• **WHAT YOU ARE ASKED TO DO**: Which lines hold the string "screenshot"? Copy every one of them.
^^^^^^^^^^^^^^^^
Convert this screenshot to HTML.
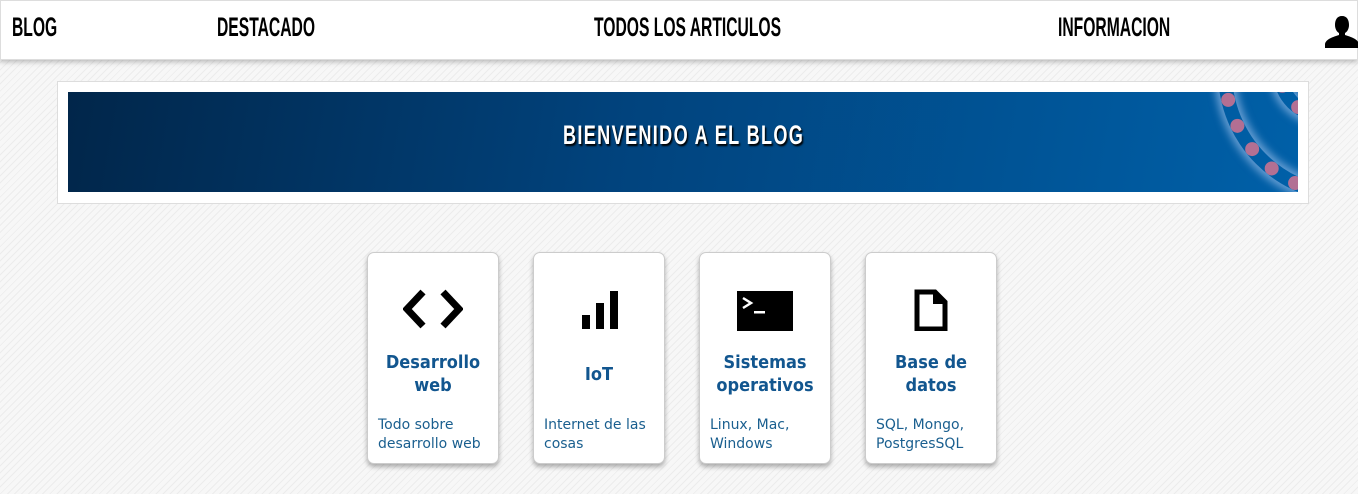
<!DOCTYPE html>
<html><head><meta charset="utf-8"><style>
*{margin:0;padding:0;box-sizing:border-box}
body{width:1358px;height:494px;overflow:hidden;background:#f6f6f6 repeating-linear-gradient(135deg,#f7f7f7 0 4px,#ececec 4px 5px);font-family:"DejaVu Sans","Liberation Sans",sans-serif}
nav{position:absolute;left:0;top:0;width:1358px;height:60px;background:#fff;border:1px solid #ddd;box-shadow:0 2px 5px rgba(0,0,0,.25)}
nav span{position:absolute;top:11px;font-family:"Liberation Sans",sans-serif;font-weight:bold;font-size:27px;color:#000;transform:scaleX(.58);transform-origin:left top;letter-spacing:0}
.box{position:absolute;left:57px;top:81px;width:1252px;height:123px;background:#fff;border:1px solid #ddd}
.ban{position:absolute;left:10px;top:10px;width:1230px;height:100px;background:linear-gradient(100deg,#01264a 0%,#01437d 45%,#0060a8 100%);overflow:hidden}
.ban h1{position:absolute;left:495px;top:28px;font-family:"Liberation Sans",sans-serif;font-size:27px;color:#fff;letter-spacing:2px;transform:scaleX(.67);transform-origin:left top;text-shadow:2px 2px 2px #000;white-space:nowrap}
.ring{position:absolute;border-radius:50%;border:14px dotted rgba(255,120,140,.7);box-shadow:0 0 8px 4px rgba(200,220,255,.5),inset 0 0 8px 4px rgba(200,220,255,.5)}
.card{position:absolute;top:252px;width:132px;height:212px;background:#fff;border:1px solid #ccc;border-radius:7px;box-shadow:0 3px 5px rgba(0,0,0,.3);text-align:center}
.card svg{position:absolute;left:50%;top:36px;transform:translateX(-50%)}
.card h3{position:absolute;left:0;right:0;color:#12568f;font-size:18px;line-height:23px;font-weight:bold;font-family:"DejaVu Sans Condensed","DejaVu Sans",sans-serif}
.card p{position:absolute;left:10px;top:163px;text-align:left;color:#1a5f8f;font-size:14px;line-height:19px;font-family:"DejaVu Sans",sans-serif;white-space:nowrap}
</style></head><body>
<nav>
<span style="left:11px">BLOG</span>
<span style="left:216px">DESTACADO</span>
<span style="left:593px">TODOS LOS ARTICULOS</span>
<span style="left:1057px">INFORMACION</span>
<svg style="position:absolute;left:1324px;top:15px" width="34" height="32" viewBox="0 0 34 32"><path d="M17 0c-5 0-7 4-7 9 0 4 2 7 4 8v2c-6 2-13 4-14 9v4h34v-4c-1-5-8-7-14-9v-2c2-1 4-4 4-8 0-5-2-9-7-9z" fill="#000"/></svg>
</nav>
<div class="box"><div class="ban">
<div class="ring" style="left:1150px;top:-150px;width:260px;height:260px"></div>
<div class="ring" style="left:1205px;top:-70px;width:100px;height:100px"></div>
<h1>BIENVENIDO A EL BLOG</h1>
</div></div>

<div class="card" style="left:367px">
<svg width="60" height="42" viewBox="0 0 60 42"><path d="M20 3L4 20l16 17M40 3l16 17-16 17" stroke="#000" stroke-width="7" fill="none"/></svg>
<h3 style="top:98px">Desarrollo<br>web</h3><p>Todo sobre<br>desarrollo web</p></div>
<div class="card" style="left:533px">
<svg width="42" height="42" viewBox="0 0 42 42"><rect x="4" y="26" width="8" height="14"/><rect x="18" y="14" width="8" height="26"/><rect x="32" y="2" width="8" height="38"/></svg>
<h3 style="top:110px">IoT</h3><p>Internet de las<br>cosas</p></div>
<div class="card" style="left:699px">
<svg width="56" height="42" viewBox="0 0 56 42"><rect x="0" y="2" width="56" height="40"/><path d="M6 9l8 5-8 5" stroke="#fff" stroke-width="2.5" fill="none"/><rect x="17" y="22" width="11" height="2.5" fill="#fff"/></svg>
<h3 style="top:98px">Sistemas<br>operativos</h3><p>Linux, Mac,<br>Windows</p></div>
<div class="card" style="left:865px">
<svg width="34" height="42" viewBox="0 0 34 42"><path d="M3 3h18l10 10v27H3z" fill="none" stroke="#000" stroke-width="5"/><path d="M19 3v12h12" fill="#000"/></svg>
<h3 style="top:98px">Base de<br>datos</h3><p>SQL, Mongo,<br>PostgresSQL</p></div>
</body></html>
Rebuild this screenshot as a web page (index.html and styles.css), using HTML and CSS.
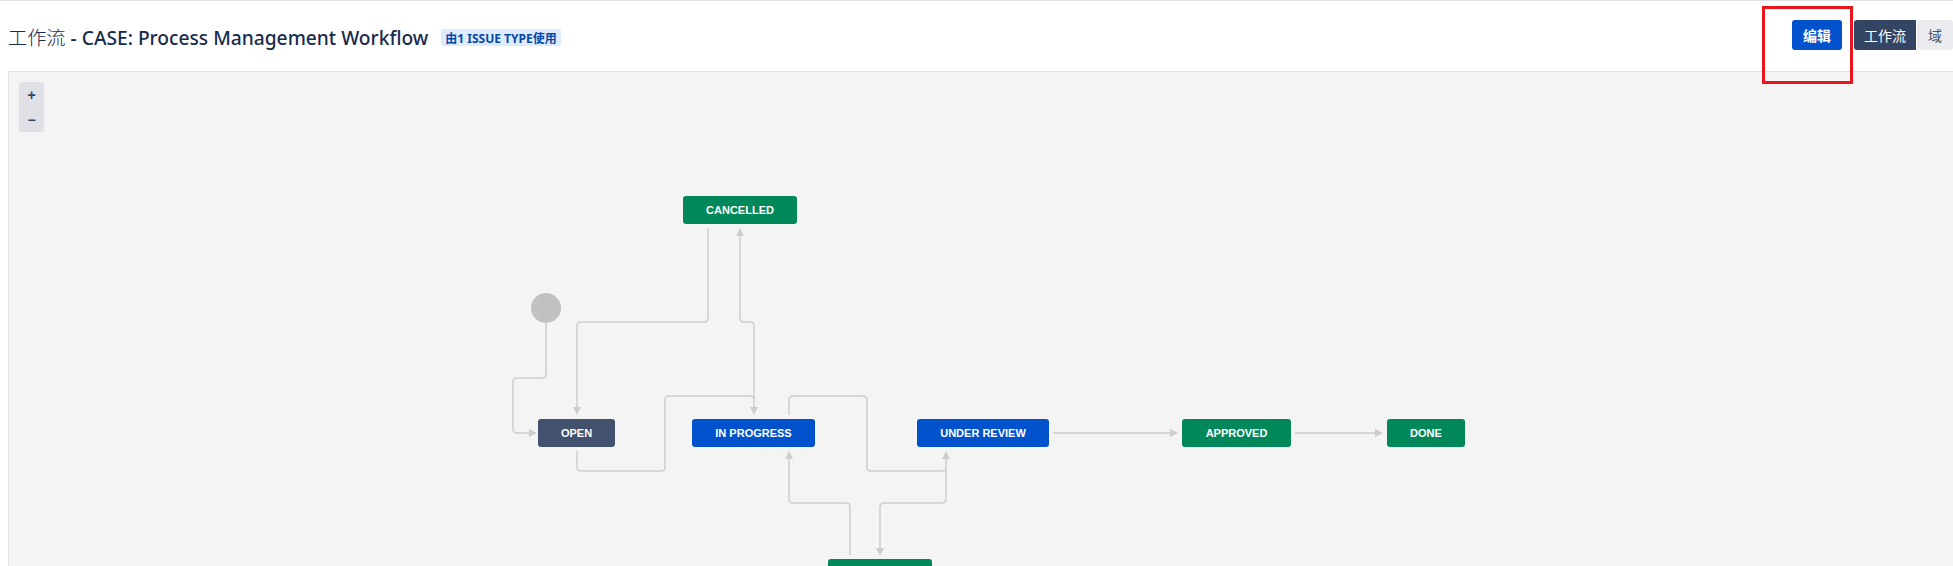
FILE: index.html
```html
<!DOCTYPE html>
<html lang="zh">
<head>
<meta charset="utf-8">
<title>工作流 - CASE: Process Management Workflow</title>
<link rel="stylesheet" href="styles.css">
</head>
<body>
<div class="page">
  <div class="topline"></div>
  <header class="header">
    <h1 class="title"><span class="cjk">工作流</span> - CASE: Process Management Workflow</h1>
    <span class="badge">由1 ISSUE TYPE使用</span>
    <div class="spacer"></div>
    <div class="actions">
      <button class="btn btn-primary">编辑</button>
      <div class="toggle">
        <button class="btn btn-dark">工作流</button>
        <button class="btn btn-light">域</button>
      </div>
    </div>
  </header>
  <div class="annotation"></div>
  <section class="canvas">
    <div class="zoom">
      <span class="zoom-btn">+</span>
      <span class="zoom-btn">−</span>
    </div>
    <svg class="edges" width="1944" height="600" viewBox="9 72 1944 600" xmlns="http://www.w3.org/2000/svg">
      <g class="edge" fill="none" stroke="#cdcdcd" stroke-width="1.5">
        <path d="M546 323 V374 Q546 378 542 378 H517 Q513 378 513 382 V429 Q513 433 517 433 H530"/>
        <path d="M708 228 V318 Q708 322 704 322 H581 Q577 322 577 326 V408"/>
        <path d="M740 235 V318 Q740 322 744 322 H750 Q754 322 754 326 V408"/>
        <path d="M577 451 V467 Q577 471 581 471 H661 Q665 471 665 467 V400 Q665 396 669 396 H750 Q754 396 754 400"/>
        <path d="M789 415 V400 Q789 396 793 396 H863 Q867 396 867 400 V467 Q867 471 871 471 H942 Q946 471 946 467 V458"/>
        <path d="M850 555 V507 Q850 503 846 503 H793 Q789 503 789 499 V458"/>
        <path d="M946 467 V499 Q946 503 942 503 H884 Q880 503 880 507 V549"/>
        <path d="M1053 433 H1171"/>
        <path d="M1295 433 H1376"/>
      </g>
      <g class="arrows" fill="#cdcdcd">
        <polygon points="537,433 529,429 529,437"/>
        <polygon points="577,415 573,407 581,407"/>
        <polygon points="740,228 736,236 744,236"/>
        <polygon points="754,415 750,407 758,407"/>
        <polygon points="946,451 942,459 950,459"/>
        <polygon points="789,451 785,459 793,459"/>
        <polygon points="880,556 876,548 884,548"/>
        <polygon points="1178,433 1170,429 1170,437"/>
        <polygon points="1383,433 1375,429 1375,437"/>
      </g>
      <circle cx="546" cy="308" r="15" fill="#c1c1c1"/>
    </svg>
    <div class="node node-done" style="left:674px;top:124px;width:114px">CANCELLED</div>
    <div class="node node-todo" style="left:529px;top:347px;width:77px">OPEN</div>
    <div class="node node-progress" style="left:683px;top:347px;width:123px">IN PROGRESS</div>
    <div class="node node-progress" style="left:908px;top:347px;width:132px">UNDER REVIEW</div>
    <div class="node node-done" style="left:1173px;top:347px;width:109px">APPROVED</div>
    <div class="node node-done" style="left:1378px;top:347px;width:78px">DONE</div>
    <div class="node node-done" style="left:819px;top:487px;width:104px"></div>
  </section>
</div>
</body>
</html>
```

FILE: styles.css
```css
html, body {
  margin: 0;
  padding: 0;
  background: #ffffff;
  overflow: hidden;
}

body {
  font-family: "Noto Sans", "Noto Sans CJK SC", sans-serif;
  color: #172b4d;
}

.page {
  position: relative;
  width: 1953px;
}

.topline {
  height: 1px;
  background: #dfe1e6;
}

.header {
  display: flex;
  align-items: center;
  height: 70px;
  padding-left: 8px;
}

.title {
  margin: 0;
  font-size: 19.2px;
  font-weight: 500;
  color: #172b4d;
  white-space: nowrap;
  line-height: 24px;
  padding-top: 2px;
}

.title .cjk {
  font-family: "Noto Sans CJK SC", sans-serif;
  font-weight: 300;
}

.badge {
  margin-left: 13px;
  margin-top: 3px;
  display: inline-flex;
  align-items: center;
  height: 17px;
  padding: 0 4px;
  border-radius: 3px;
  background: #deebff;
  color: #0747a6;
  font-size: 12px;
  font-weight: 700;
  white-space: nowrap;
  font-family: "Noto Sans", "Noto Sans CJK SC", sans-serif;
}

.spacer {
  flex: 1;
}

.actions {
  display: flex;
  align-items: center;
  gap: 12px;
  margin-top: -2px;
}

.toggle {
  display: flex;
  gap: 1px;
}

.btn {
  height: 30px;
  border: 0;
  border-radius: 3px;
  font-family: "Noto Sans CJK SC", sans-serif;
  font-size: 14px;
  padding: 0 11px;
  cursor: pointer;
}

.btn-primary {
  background: #0052cc;
  color: #ffffff;
  font-weight: 700;
}

.btn-dark {
  background: #344563;
  color: #ffffff;
  border-radius: 3px 0 0 3px;
  padding: 0 10px;
}

.btn-light {
  background: #ebecf0;
  color: #42526e;
  border-radius: 0 3px 3px 0;
}

.annotation {
  position: absolute;
  left: 1762px;
  top: 6px;
  width: 85px;
  height: 72px;
  border: 3px solid #e8141e;
  z-index: 5;
}

.canvas {
  position: relative;
  margin-left: 8px;
  height: 600px;
  background: #f4f4f4;
  border-top: 1px solid #dfe1e6;
  border-left: 1px solid #dfe1e6;
}

.zoom {
  position: absolute;
  left: 10px;
  top: 10px;
  width: 25px;
  height: 50px;
  display: flex;
  flex-direction: column;
  background: #dfe1e6;
  border-radius: 3px;
  z-index: 2;
}

.zoom-btn {
  height: 25px;
  display: flex;
  align-items: center;
  justify-content: center;
  font-family: "Liberation Sans", sans-serif;
  font-weight: 700;
  font-size: 14px;
  color: #344563;
}

.edges {
  position: absolute;
  left: 0;
  top: 0;
}

.node {
  position: absolute;
  height: 28px;
  border-radius: 3px;
  display: flex;
  align-items: center;
  justify-content: center;
  font-family: "Liberation Sans", Arial, sans-serif;
  font-weight: 700;
  font-size: 11px;
  color: #ffffff;
  white-space: nowrap;
}

.node-done {
  background: #00875a;
}

.node-progress {
  background: #0052cc;
}

.node-todo {
  background: #42526e;
}
```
^^^^^^^^^^^^^^^^
• **SOLUTION TO THIS EXERCISE**:
Convert this screenshot to HTML.
Rebuild this screenshot as a web page (index.html and styles.css), using HTML and CSS.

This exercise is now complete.